• **Task statement**: Find the string "React" in the listing and report every line that has it.

• **Data**:
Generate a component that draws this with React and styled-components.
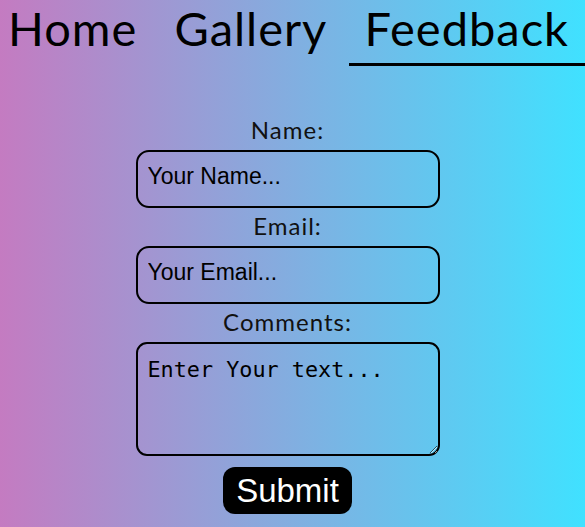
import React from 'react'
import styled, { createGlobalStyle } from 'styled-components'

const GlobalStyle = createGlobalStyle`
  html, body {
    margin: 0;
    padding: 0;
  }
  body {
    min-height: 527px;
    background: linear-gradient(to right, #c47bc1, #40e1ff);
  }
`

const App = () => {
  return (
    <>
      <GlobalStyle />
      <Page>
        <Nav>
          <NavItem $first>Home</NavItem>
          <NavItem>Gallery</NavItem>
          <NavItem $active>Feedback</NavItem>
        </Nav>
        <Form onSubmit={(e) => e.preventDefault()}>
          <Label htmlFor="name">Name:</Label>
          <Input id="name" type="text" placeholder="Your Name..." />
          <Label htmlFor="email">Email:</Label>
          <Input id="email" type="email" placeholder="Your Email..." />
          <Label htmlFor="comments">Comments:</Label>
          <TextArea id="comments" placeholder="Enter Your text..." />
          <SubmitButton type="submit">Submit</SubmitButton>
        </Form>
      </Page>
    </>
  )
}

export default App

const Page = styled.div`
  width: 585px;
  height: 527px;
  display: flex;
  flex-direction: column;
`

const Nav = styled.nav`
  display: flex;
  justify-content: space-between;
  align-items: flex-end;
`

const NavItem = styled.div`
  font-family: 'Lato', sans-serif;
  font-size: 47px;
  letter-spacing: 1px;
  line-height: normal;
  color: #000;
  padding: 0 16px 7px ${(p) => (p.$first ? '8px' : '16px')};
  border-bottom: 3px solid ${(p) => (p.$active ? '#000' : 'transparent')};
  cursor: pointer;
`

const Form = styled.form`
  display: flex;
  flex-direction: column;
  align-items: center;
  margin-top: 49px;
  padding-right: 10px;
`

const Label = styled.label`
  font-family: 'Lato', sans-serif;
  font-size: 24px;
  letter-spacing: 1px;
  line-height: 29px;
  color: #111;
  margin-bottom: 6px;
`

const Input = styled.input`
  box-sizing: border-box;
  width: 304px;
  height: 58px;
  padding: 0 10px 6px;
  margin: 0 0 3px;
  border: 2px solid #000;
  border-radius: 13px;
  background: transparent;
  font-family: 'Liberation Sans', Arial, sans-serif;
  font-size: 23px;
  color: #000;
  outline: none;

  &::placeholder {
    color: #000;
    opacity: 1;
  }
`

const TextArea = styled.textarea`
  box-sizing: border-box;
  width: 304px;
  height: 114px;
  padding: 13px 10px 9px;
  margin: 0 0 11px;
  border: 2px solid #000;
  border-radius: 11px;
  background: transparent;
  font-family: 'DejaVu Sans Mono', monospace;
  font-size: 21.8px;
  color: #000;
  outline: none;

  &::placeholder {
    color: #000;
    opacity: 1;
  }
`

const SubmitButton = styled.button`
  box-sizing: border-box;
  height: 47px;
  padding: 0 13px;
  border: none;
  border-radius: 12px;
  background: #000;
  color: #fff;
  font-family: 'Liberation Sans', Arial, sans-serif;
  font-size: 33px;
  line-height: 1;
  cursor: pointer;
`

• **Answer to the task**:
Generate a component that draws this with React and styled-components.
import React from 'react'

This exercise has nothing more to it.